Stated problem
Find every line in the records below that holds the word "this" and copy it.
== == ==
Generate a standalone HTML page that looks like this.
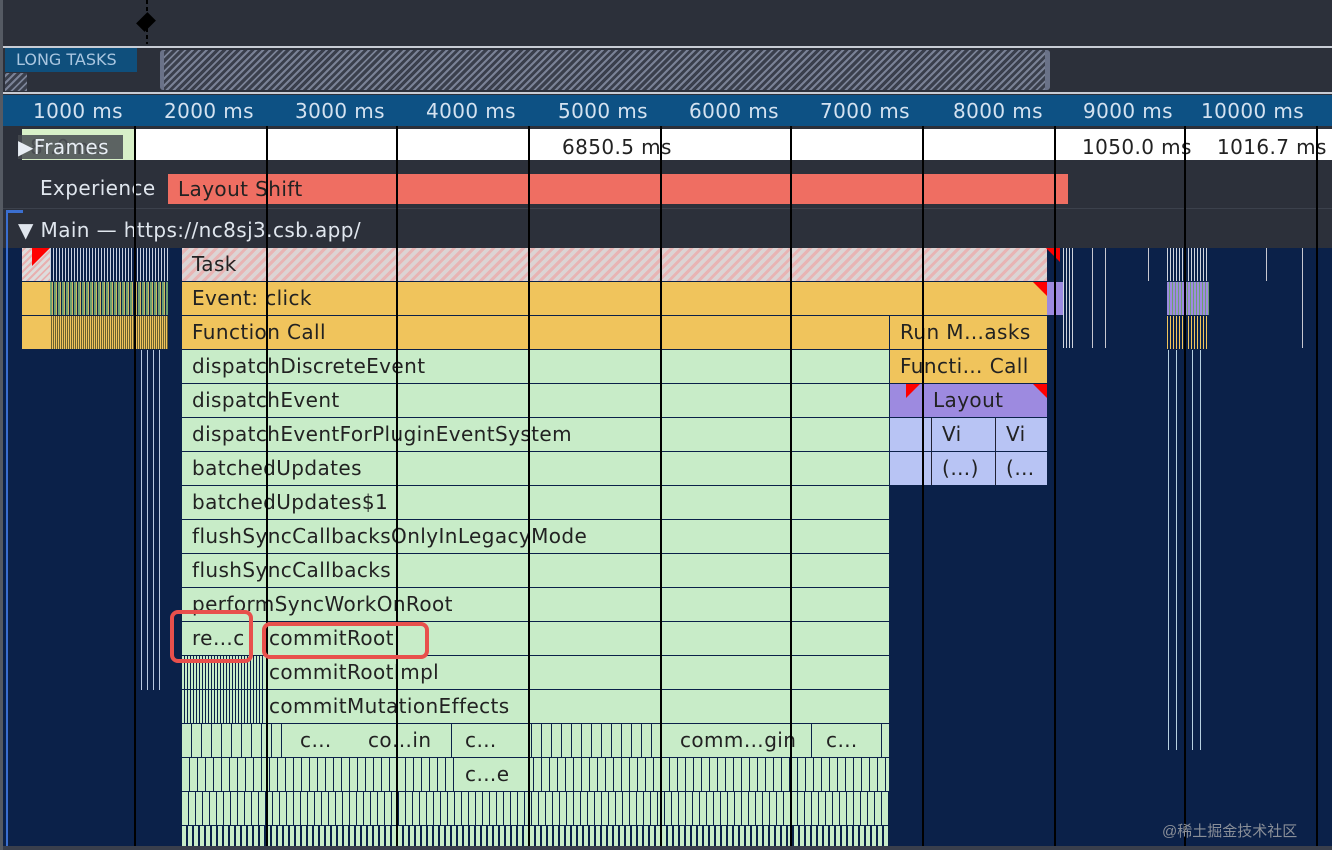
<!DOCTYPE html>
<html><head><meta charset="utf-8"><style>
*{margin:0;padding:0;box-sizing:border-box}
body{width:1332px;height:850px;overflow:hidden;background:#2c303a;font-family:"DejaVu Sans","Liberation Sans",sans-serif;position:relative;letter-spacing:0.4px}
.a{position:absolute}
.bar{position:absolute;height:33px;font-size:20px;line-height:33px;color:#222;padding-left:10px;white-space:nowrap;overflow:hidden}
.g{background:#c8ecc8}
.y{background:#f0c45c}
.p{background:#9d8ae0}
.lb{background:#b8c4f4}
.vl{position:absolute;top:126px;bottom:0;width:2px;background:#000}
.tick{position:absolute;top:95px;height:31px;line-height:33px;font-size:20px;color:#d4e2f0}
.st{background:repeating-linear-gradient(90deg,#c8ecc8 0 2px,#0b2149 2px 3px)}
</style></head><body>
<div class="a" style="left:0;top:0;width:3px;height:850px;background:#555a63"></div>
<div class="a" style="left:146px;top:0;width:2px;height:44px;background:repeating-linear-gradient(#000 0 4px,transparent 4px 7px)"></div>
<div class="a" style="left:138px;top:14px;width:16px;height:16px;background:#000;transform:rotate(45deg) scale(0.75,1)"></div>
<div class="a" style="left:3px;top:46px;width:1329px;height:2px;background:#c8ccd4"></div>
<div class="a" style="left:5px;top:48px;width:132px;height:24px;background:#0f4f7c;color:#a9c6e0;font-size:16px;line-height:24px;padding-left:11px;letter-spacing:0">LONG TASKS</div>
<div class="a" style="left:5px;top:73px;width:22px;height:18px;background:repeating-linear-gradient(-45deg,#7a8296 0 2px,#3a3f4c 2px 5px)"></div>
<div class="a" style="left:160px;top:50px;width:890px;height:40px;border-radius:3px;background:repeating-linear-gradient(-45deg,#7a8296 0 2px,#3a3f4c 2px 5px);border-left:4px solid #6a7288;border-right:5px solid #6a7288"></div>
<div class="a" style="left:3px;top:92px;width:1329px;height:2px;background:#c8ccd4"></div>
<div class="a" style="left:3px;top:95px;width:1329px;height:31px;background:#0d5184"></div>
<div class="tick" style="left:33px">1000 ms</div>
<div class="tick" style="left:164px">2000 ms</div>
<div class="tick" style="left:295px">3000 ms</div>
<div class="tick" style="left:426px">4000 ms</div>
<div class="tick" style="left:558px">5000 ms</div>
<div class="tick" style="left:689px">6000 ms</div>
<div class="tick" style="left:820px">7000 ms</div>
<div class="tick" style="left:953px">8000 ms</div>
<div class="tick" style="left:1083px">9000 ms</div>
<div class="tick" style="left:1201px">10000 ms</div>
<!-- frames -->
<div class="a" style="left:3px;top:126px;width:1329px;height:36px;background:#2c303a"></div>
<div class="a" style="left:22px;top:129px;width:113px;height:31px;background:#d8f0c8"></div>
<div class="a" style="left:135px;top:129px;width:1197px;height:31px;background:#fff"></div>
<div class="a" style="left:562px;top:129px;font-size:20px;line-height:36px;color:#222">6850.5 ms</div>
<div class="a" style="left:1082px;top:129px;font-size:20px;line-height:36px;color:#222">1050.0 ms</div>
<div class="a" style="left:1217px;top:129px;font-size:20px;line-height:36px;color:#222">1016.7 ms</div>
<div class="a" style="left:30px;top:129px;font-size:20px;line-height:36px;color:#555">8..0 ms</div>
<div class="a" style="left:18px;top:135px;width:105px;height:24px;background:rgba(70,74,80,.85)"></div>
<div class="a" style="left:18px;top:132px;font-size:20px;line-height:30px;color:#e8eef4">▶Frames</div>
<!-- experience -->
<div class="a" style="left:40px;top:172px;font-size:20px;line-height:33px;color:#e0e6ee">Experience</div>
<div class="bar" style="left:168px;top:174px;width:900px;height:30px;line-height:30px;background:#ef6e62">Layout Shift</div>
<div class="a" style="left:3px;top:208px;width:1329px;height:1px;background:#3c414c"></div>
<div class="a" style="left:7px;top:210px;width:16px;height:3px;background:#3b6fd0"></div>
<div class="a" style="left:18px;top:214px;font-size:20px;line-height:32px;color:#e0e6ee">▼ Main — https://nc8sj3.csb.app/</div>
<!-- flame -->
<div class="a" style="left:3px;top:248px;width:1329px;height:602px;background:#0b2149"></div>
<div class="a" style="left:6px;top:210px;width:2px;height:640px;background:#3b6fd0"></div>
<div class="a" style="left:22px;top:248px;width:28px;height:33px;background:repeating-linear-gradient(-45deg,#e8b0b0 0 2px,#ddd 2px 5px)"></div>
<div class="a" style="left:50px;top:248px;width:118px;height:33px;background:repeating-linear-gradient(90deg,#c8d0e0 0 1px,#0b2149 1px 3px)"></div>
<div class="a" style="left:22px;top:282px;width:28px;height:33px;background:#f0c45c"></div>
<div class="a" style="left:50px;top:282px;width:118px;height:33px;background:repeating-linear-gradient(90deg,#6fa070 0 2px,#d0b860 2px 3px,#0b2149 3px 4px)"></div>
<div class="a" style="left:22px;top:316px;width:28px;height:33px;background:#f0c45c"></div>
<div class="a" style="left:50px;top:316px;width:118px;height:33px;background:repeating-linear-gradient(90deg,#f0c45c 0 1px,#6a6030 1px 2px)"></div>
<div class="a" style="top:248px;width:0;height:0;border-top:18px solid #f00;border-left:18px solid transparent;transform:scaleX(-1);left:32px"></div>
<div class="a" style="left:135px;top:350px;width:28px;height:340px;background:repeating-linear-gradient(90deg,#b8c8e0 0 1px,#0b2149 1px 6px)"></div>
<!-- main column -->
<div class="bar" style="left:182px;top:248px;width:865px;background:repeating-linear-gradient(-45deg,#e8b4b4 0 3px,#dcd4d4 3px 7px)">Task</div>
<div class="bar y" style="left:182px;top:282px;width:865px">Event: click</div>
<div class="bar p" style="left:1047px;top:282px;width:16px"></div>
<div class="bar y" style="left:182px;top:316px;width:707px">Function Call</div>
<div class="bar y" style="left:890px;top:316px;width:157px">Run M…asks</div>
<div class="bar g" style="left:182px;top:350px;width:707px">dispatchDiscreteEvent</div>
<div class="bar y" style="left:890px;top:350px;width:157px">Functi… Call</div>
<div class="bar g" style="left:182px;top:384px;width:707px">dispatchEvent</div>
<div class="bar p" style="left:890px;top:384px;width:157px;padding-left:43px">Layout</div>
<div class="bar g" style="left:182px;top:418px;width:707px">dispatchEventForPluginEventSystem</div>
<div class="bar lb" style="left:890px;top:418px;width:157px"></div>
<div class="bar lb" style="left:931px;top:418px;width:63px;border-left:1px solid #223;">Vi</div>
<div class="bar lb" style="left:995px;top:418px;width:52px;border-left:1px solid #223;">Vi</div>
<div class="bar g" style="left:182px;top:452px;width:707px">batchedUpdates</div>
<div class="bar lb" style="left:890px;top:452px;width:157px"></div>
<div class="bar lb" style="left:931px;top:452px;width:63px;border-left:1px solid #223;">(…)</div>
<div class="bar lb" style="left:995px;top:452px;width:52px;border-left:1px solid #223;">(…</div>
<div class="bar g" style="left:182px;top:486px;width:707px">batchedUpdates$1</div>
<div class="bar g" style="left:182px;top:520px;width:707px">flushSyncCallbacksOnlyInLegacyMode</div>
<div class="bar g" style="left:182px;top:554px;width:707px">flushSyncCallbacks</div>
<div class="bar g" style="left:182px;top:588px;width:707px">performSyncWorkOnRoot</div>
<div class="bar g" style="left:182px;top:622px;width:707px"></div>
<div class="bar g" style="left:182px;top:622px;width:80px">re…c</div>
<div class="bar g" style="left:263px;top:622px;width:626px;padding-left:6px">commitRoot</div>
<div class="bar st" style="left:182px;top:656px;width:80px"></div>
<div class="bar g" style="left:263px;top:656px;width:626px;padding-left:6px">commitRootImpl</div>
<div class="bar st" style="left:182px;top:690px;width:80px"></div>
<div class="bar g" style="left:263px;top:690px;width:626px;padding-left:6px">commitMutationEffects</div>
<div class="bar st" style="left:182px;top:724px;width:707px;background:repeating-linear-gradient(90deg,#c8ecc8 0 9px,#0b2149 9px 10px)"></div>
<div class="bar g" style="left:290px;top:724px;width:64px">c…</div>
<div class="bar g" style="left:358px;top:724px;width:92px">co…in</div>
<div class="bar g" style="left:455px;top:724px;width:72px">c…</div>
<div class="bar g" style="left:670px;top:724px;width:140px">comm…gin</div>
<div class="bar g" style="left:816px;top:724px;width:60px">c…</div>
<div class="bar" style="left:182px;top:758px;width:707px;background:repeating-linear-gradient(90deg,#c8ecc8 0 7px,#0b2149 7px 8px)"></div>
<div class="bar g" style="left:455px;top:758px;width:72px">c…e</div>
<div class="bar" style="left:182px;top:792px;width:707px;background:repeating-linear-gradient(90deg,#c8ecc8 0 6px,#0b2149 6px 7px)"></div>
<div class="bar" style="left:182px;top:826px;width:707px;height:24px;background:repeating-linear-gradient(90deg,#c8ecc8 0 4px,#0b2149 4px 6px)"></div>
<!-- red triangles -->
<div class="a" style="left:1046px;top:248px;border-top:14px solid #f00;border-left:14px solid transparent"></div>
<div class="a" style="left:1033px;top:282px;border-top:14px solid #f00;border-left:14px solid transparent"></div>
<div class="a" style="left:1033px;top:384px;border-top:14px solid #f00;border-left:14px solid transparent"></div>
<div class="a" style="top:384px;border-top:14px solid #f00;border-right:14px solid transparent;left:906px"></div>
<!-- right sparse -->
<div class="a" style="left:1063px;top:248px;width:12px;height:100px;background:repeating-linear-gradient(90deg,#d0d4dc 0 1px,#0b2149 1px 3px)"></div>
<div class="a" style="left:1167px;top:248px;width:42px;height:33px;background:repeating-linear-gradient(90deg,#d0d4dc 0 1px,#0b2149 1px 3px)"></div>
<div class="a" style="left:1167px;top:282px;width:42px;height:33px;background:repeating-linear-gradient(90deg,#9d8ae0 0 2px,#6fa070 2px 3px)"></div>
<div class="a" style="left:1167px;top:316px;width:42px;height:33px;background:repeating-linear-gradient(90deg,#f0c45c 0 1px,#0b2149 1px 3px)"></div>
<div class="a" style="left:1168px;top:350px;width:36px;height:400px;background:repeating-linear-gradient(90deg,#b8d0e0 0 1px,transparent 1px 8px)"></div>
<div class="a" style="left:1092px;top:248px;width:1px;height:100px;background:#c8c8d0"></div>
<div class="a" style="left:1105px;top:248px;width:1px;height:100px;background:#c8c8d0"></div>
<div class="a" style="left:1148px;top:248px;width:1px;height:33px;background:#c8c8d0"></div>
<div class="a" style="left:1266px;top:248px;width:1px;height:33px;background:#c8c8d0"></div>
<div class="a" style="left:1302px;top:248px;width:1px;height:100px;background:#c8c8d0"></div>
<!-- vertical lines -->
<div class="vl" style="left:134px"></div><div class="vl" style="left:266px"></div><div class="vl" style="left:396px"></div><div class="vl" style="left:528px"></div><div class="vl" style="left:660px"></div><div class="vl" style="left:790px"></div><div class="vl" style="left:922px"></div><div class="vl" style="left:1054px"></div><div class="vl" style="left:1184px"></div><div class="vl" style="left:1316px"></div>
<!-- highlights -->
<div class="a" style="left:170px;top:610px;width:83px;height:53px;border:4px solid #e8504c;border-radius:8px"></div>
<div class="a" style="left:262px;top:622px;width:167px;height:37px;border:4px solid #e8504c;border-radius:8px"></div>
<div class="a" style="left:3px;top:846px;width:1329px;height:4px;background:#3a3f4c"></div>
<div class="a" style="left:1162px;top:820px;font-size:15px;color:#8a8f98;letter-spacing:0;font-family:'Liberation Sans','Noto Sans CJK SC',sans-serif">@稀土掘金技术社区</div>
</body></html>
== == ==
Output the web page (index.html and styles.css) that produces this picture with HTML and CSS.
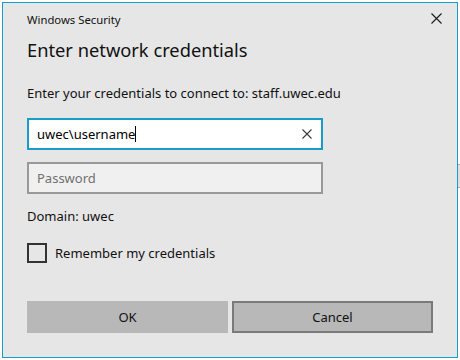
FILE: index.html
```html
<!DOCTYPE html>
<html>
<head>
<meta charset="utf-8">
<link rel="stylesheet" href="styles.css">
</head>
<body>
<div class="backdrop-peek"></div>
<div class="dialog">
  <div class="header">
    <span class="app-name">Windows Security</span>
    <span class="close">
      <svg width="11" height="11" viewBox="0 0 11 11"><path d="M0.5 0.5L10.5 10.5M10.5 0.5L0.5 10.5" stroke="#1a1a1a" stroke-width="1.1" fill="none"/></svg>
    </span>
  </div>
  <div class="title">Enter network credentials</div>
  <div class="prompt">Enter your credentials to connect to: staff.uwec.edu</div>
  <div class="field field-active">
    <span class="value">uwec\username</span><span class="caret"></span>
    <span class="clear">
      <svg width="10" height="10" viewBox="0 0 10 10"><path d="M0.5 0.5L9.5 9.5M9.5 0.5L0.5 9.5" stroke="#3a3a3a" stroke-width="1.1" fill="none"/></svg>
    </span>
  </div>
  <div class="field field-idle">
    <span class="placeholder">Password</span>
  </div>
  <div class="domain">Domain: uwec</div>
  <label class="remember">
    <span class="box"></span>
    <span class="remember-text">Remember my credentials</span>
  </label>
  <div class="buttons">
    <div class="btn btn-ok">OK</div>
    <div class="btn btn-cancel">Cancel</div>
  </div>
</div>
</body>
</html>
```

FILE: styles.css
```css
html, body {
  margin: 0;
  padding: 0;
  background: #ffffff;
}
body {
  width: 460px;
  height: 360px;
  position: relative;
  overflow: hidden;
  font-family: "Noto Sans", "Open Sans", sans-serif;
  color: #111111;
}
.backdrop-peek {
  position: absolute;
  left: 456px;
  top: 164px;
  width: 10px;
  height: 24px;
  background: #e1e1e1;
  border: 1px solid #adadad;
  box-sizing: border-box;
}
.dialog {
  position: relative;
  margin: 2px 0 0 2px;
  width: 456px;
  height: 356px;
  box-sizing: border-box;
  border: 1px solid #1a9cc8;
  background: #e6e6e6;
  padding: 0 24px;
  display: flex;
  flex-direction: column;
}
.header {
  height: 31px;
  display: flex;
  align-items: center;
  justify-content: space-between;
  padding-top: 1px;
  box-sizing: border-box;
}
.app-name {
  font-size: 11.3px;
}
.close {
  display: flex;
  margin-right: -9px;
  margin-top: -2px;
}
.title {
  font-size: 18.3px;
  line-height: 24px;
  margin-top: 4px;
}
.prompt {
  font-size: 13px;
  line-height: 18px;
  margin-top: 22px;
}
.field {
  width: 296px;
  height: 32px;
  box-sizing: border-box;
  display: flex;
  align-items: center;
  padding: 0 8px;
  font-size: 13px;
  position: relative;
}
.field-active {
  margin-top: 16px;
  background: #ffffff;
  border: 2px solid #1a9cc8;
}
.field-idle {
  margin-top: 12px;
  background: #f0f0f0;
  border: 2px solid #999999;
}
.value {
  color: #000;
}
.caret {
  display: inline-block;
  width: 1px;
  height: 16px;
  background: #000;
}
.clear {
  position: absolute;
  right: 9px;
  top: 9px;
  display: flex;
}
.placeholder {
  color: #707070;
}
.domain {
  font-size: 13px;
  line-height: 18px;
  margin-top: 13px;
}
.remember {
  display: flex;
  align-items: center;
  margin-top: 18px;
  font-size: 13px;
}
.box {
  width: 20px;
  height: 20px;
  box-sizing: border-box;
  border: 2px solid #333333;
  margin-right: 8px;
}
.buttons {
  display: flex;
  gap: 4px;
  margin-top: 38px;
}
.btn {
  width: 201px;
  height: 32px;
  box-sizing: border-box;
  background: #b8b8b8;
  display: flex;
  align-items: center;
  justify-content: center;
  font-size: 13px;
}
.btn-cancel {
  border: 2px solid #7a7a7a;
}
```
== == ==
Written solution
Generate a standalone HTML page that looks like this.
Output the web page (index.html and styles.css) that produces this picture with HTML and CSS.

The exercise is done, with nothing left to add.